I certainly won’t defend people who neglect to pick up after their dogs (in addition to contributing to filth in our city, they give the rest of us dog owners a bad name), but I’m not sure this is the most effective response:
(I blocked out the author’s name and phone number in the image.)
That sign is posted to a tree in a smallish park wedged between Park Boulevard and 5th Avenue which has informally become used as a dog park by a lot of people in the neighborhood. It is currently illegal to take one’s dog there, as it is illegal to take one’s dog to most Oakland city parks, but the law is mostly unenforced at this location, and many people let their dogs run around on the grass off leash despite the lack of fencing and the busy streets nearby. (In case anyone is wondering whether I have ever done such a thing myself, I invoke my fifth Amendment right against self-incrimination).
Some local dog owners are trying to get a fenced dog park built there, or to have the whole park designated as a legal dog park, so that dogs can at least be legally allowed in the park on leashes. (Pat Kernighan, who represents my district on the Oakland City Council, is taking an online survey to gauge community interest and opinion regarding a fenced dog park or a dogs-allowed policy in that park.) Naturally, some neighbors are strongly opposed to turning even one end of the park into a dog park, and I wonder if the person who nailed the above note to the tree is part of the backlash against the dog park supporters.
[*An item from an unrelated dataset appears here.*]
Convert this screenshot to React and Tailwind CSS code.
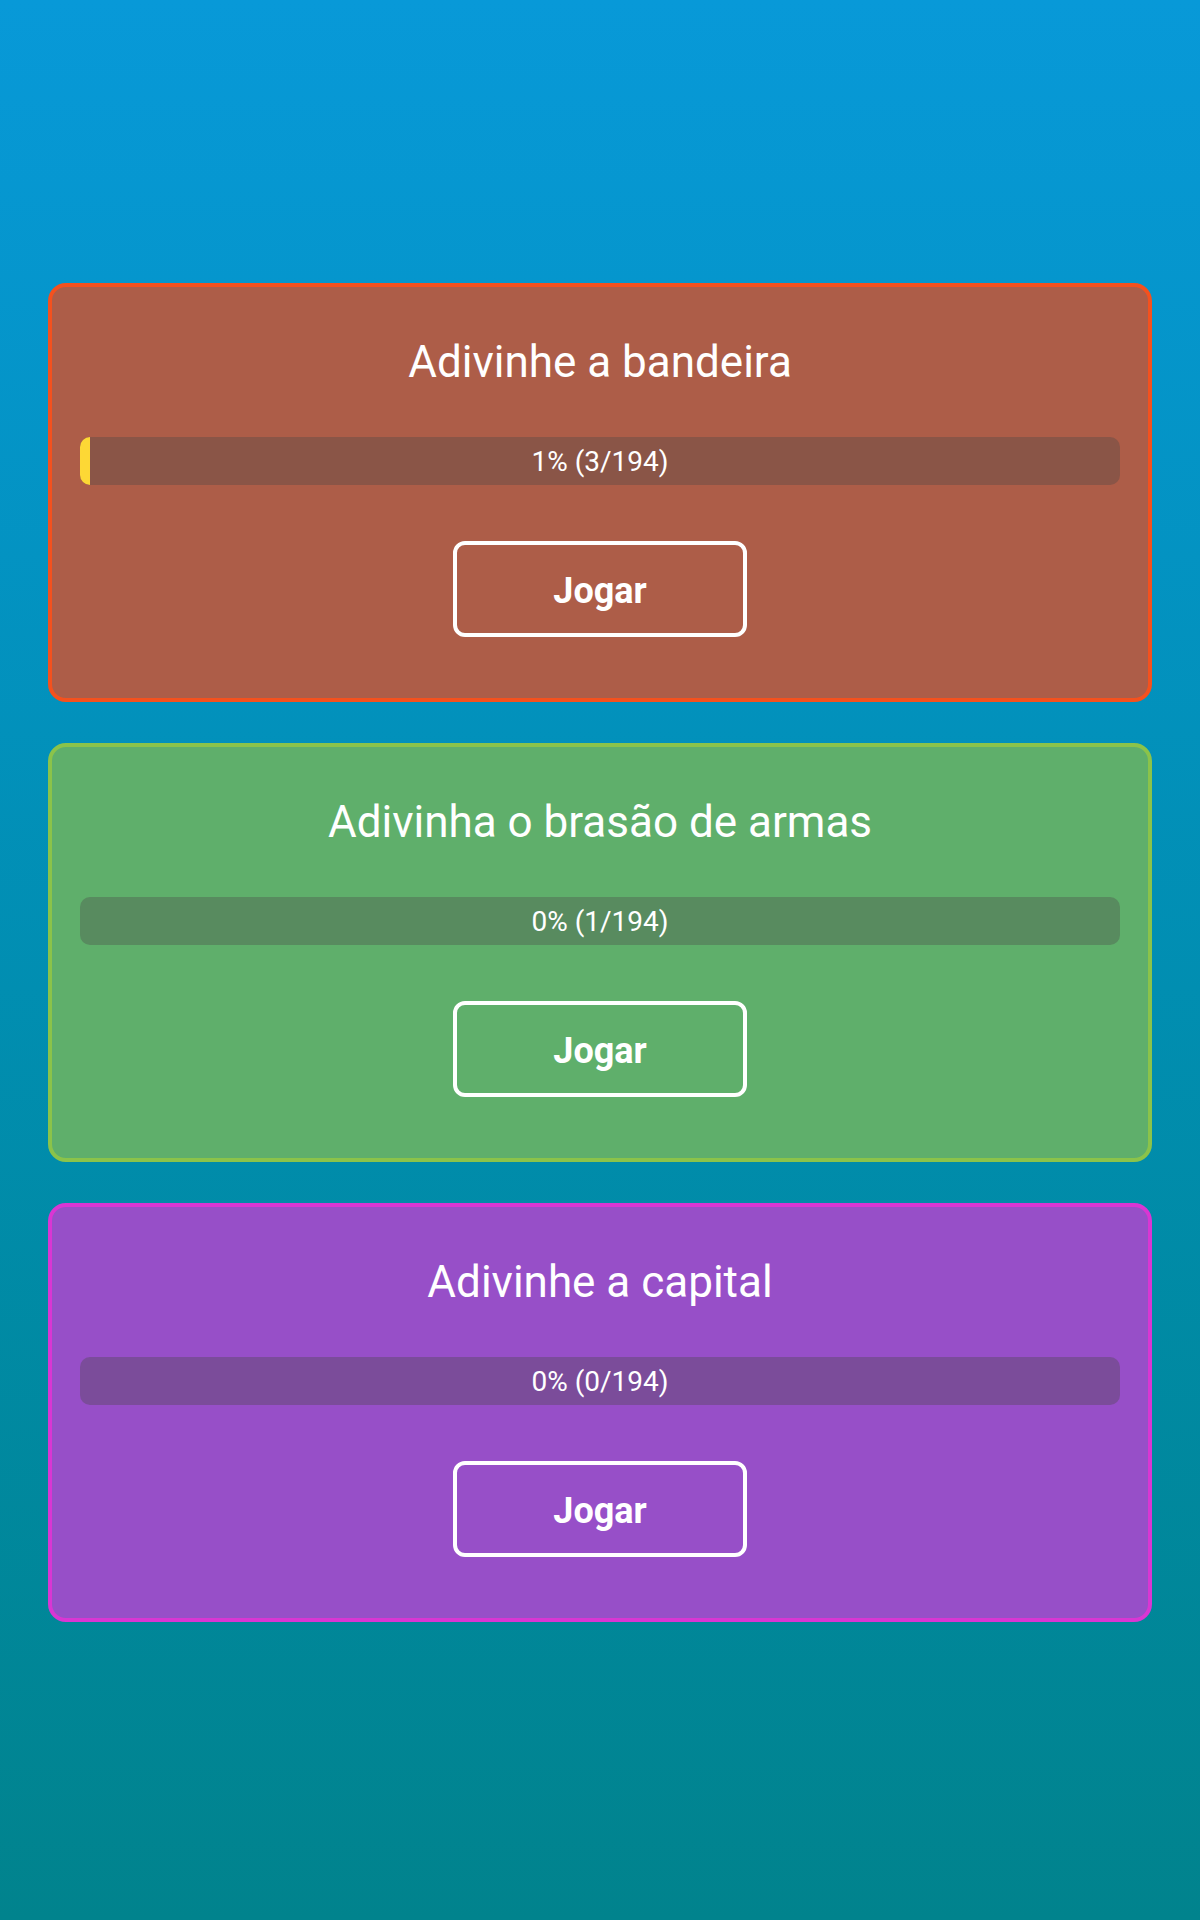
import React from 'react'

const games = [
  {
    title: 'Adivinhe a bandeira',
    pct: 1,
    done: 3,
    card: 'bg-[#ad5d48] border-[#f4511e]',
    bar: 'bg-[#8a5547]',
  },
  {
    title: 'Adivinha o brasão de armas',
    pct: 0,
    done: 1,
    card: 'bg-[#5faf6b] border-[#8bc34a]',
    bar: 'bg-[#588b5f]',
  },
  {
    title: 'Adivinhe a capital',
    pct: 0,
    done: 0,
    card: 'bg-[#974fc8] border-[#d936d3]',
    bar: 'bg-[#7b4c9a]',
  },
]

const total = 194

function GameCard({ game }) {
  return (
    <div className={`border-4 rounded-[18px] px-[28px] pt-[50px] pb-[61px] flex flex-col items-center ${game.card}`}>
      <h2 className="text-[44px] leading-[50px] text-white font-normal">{game.title}</h2>

      {/* progress */}
      <div className={`relative w-full h-[48px] mt-[50px] rounded-[10px] overflow-hidden ${game.bar}`}>
        <div className="absolute left-0 top-0 h-full bg-[#fdd835]" style={{ width: game.pct + '%' }} />
        <div className="relative h-full flex items-center justify-center pt-[2px] text-white text-[28px]">
          {game.pct}% ({game.done}/{total})
        </div>
      </div>

      <button className="mt-[56px] w-[294px] h-[96px] border-4 border-white rounded-[12px] pt-[3px] text-white text-[36px] font-bold">
        Jogar
      </button>
    </div>
  )
}

export default function App() {
  return (
    <div
      className="min-h-[1920px] bg-gradient-to-b from-[#0899d8] to-[#01838d] px-[48px] pt-[283px] flex flex-col gap-[41px]"
      style={{ fontFamily: 'Roboto, "Noto Sans", sans-serif' }}
    >
      {games.map((g) => (
        <GameCard key={g.title} game={g} />
      ))}
    </div>
  )
}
As I said, I can’t defend inconsiderate or irresponsible dog owners, but I wish some of the dog-haters would appreciate the benefits that responsible dog owners bring to their neighborhood. Oftentimes the only people I see walking around the streets in my neighborhood, especially after dark, are other neighbors walking their dogs. All of those “eyes on the street” make everyone in the neighborhood safer against muggers, burglars, car thieves, and so on. And most of the people I know in my surrounding neighborhood are people that I have gotten to know by walking my dog around every day (this includes people who don’t own dogs, but who recognize me and say hello when I’m walking past their homes). Those community benefits may be less quantifiable than a pile of dog shit on the sidewalk, but they are real nonetheless.